* Task directions *
Skip all pictures, then print the remaining material exactly.

# start of Material provided

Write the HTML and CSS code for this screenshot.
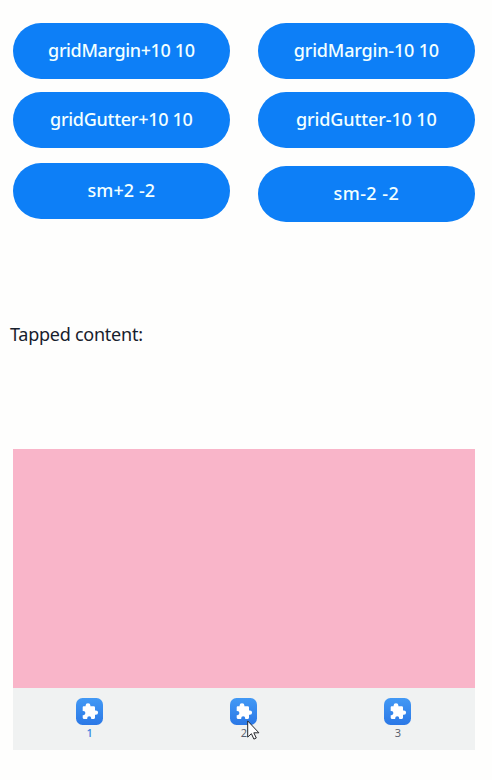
FILE: index.html
```
<!DOCTYPE html>
<html lang="en">
<head>
<meta charset="utf-8">
<title>Grid settings</title>
<link rel="stylesheet" href="styles.css">
</head>
<body>
<svg class="defs" width="0" height="0" aria-hidden="true">
  <defs>
    <linearGradient id="tile" x1="0" y1="0" x2="0" y2="1"><stop offset="0" stop-color="#4299f5"/><stop offset="1" stop-color="#2b78e6"/></linearGradient>
    <symbol id="puzzle" viewBox="0 0 27 27">
      <rect width="27" height="27" rx="6.5" fill="url(#tile)"/>
      <path fill="#fff" d="M7.6 8.3H9.6V7.6a2.4 2.4 0 0 1 4.8 0v.7h3.4q1.2 0 1.2 1.2v2.9h.9a2.2 2.2 0 0 1 0 4.4H19v3q0 1.1-1.1 1.1h-2.7v-.6a2 2 0 0 0-4 0v.6H7.8q-1.1 0-1.1-1.1v-2.6h.6a2.1 2.1 0 0 0 0-4.2h-.6V9.3q0-1 .9-1z"/>
    </symbol>
  </defs>
</svg>
<main class="page">
  <section class="controls">
    <div class="row"><button class="btn"><span class="margin-plus">gridMargin+10 10</span></button><button class="btn"><span class="margin-minus">gridMargin-10 10</span></button></div>
    <div class="row"><button class="btn"><span class="gutter-plus">gridGutter+10 10</span></button><button class="btn"><span class="gutter-minus">gridGutter-10 10</span></button></div>
    <div class="row row-last"><button class="btn"><span class="sm-plus">sm+2 -2</span></button><button class="btn btn-lower"><span class="sm-minus">sm-2 -2</span></button></div>
  </section>
  <p class="status">Tapped content:</p>
  <section class="panel">
    <div class="content"></div>
    <nav class="tabs">
      <div class="tab active"><svg class="icon"><use href="#puzzle"/></svg><span>1</span></div>
      <div class="tab"><svg class="icon"><use href="#puzzle"/></svg><span>2</span>
        <svg class="cursor" viewBox="0 0 13 20"><path d="M.7.9v16.2l3.7-3.4 2.5 5.4 2.4-1.1-2.5-5.2h5.1z" fill="#fff" stroke="#26272b" stroke-width="1"/></svg>
      </div>
      <div class="tab"><svg class="icon"><use href="#puzzle"/></svg><span>3</span></div>
    </nav>
  </section>
</main>
</body>
</html>
```
FILE: styles.css
```
* { box-sizing: border-box; }
body { margin: 0; background: #fefefd; font-family: "Noto Sans", sans-serif; }
.defs { display: block; }
.page { width: 492px; height: 780px; padding: 23px 17px 0 12.7px; overflow: hidden; }
.controls { display: flex; flex-direction: column; gap: 13.2px; height: 199px; }
.row { display: flex; justify-content: space-between; align-items: flex-start; }
.row-last { margin-top: 2px; }
.btn { width: 217.3px; height: 55.8px; padding: 0 0 1px; border: 0; border-radius: 28px; background: #0d7ff7; color: #f2ffff; font: 500 18px/24px "Noto Sans", sans-serif; white-space: nowrap; }
.btn-lower { margin-top: 2.8px; }
.margin-plus { letter-spacing: -0.38px; }
.margin-minus { letter-spacing: -0.17px; }
.gutter-plus { letter-spacing: -0.28px; }
.gutter-minus { letter-spacing: -0.12px; }
.sm-plus { letter-spacing: 0.1px; }
.sm-minus { letter-spacing: 0.45px; }
.status { margin: 100px 0 0 -2.7px; font-size: 18px; line-height: 24px; letter-spacing: -0.25px; color: #17202c; }
.panel { width: 462.3px; margin-top: 103px; }
.content { height: 239px; background: #f9b5c9; }
.tabs { display: grid; grid-template-columns: repeat(3, 1fr); height: 62px; background: #f0f2f2; }
.tab { position: relative; display: flex; flex-direction: column; align-items: center; padding-top: 10px; font-size: 11px; line-height: 16px; color: #5b6270; }
.active { color: #3380df; font-weight: 500; }
.icon { width: 27px; height: 27px; }
.cursor { position: absolute; left: 80px; top: 32px; width: 13px; height: 20px; }
```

# end of Material provided

* Solution for this problem *
Write the HTML and CSS code for this screenshot.
FILE: index.html
```
<!DOCTYPE html>
<html lang="en">
<head>
<meta charset="utf-8">
<title>Grid settings</title>
<link rel="stylesheet" href="styles.css">
</head>
<body>
<svg class="defs" width="0" height="0" aria-hidden="true">
  <defs>
    <linearGradient id="tile" x1="0" y1="0" x2="0" y2="1"><stop offset="0" stop-color="#4299f5"/><stop offset="1" stop-color="#2b78e6"/></linearGradient>
    <symbol id="puzzle" viewBox="0 0 27 27">
      <rect width="27" height="27" rx="6.5" fill="url(#tile)"/>
      <path fill="#fff" d="M7.6 8.3H9.6V7.6a2.4 2.4 0 0 1 4.8 0v.7h3.4q1.2 0 1.2 1.2v2.9h.9a2.2 2.2 0 0 1 0 4.4H19v3q0 1.1-1.1 1.1h-2.7v-.6a2 2 0 0 0-4 0v.6H7.8q-1.1 0-1.1-1.1v-2.6h.6a2.1 2.1 0 0 0 0-4.2h-.6V9.3q0-1 .9-1z"/>
    </symbol>
  </defs>
</svg>
<main class="page">
  <section class="controls">
    <div class="row"><button class="btn"><span class="margin-plus">gridMargin+10 10</span></button><button class="btn"><span class="margin-minus">gridMargin-10 10</span></button></div>
    <div class="row"><button class="btn"><span class="gutter-plus">gridGutter+10 10</span></button><button class="btn"><span class="gutter-minus">gridGutter-10 10</span></button></div>
    <div class="row row-last"><button class="btn"><span class="sm-plus">sm+2 -2</span></button><button class="btn btn-lower"><span class="sm-minus">sm-2 -2</span></button></div>
  </section>
  <p class="status">Tapped content:</p>
  <section class="panel">
    <div class="content"></div>
    <nav class="tabs">
      <div class="tab active"><svg class="icon"><use href="#puzzle"/></svg><span>1</span></div>
      <div class="tab"><svg class="icon"><use href="#puzzle"/></svg><span>2</span>
        <svg class="cursor" viewBox="0 0 13 20"><path d="M.7.9v16.2l3.7-3.4 2.5 5.4 2.4-1.1-2.5-5.2h5.1z" fill="#fff" stroke="#26272b" stroke-width="1"/></svg>
      </div>
      <div class="tab"><svg class="icon"><use href="#puzzle"/></svg><span>3</span></div>
    </nav>
  </section>
</main>
</body>
</html>
```
FILE: styles.css
```
* { box-sizing: border-box; }
body { margin: 0; background: #fefefd; font-family: "Noto Sans", sans-serif; }
.defs { display: block; }
.page { width: 492px; height: 780px; padding: 23px 17px 0 12.7px; overflow: hidden; }
.controls { display: flex; flex-direction: column; gap: 13.2px; height: 199px; }
.row { display: flex; justify-content: space-between; align-items: flex-start; }
.row-last { margin-top: 2px; }
.btn { width: 217.3px; height: 55.8px; padding: 0 0 1px; border: 0; border-radius: 28px; background: #0d7ff7; color: #f2ffff; font: 500 18px/24px "Noto Sans", sans-serif; white-space: nowrap; }
.btn-lower { margin-top: 2.8px; }
.margin-plus { letter-spacing: -0.38px; }
.margin-minus { letter-spacing: -0.17px; }
.gutter-plus { letter-spacing: -0.28px; }
.gutter-minus { letter-spacing: -0.12px; }
.sm-plus { letter-spacing: 0.1px; }
.sm-minus { letter-spacing: 0.45px; }
.status { margin: 100px 0 0 -2.7px; font-size: 18px; line-height: 24px; letter-spacing: -0.25px; color: #17202c; }
.panel { width: 462.3px; margin-top: 103px; }
.content { height: 239px; background: #f9b5c9; }
.tabs { display: grid; grid-template-columns: repeat(3, 1fr); height: 62px; background: #f0f2f2; }
.tab { position: relative; display: flex; flex-direction: column; align-items: center; padding-top: 10px; font-size: 11px; line-height: 16px; color: #5b6270; }
.active { color: #3380df; font-weight: 500; }
.icon { width: 27px; height: 27px; }
.cursor { position: absolute; left: 80px; top: 32px; width: 13px; height: 20px; }
```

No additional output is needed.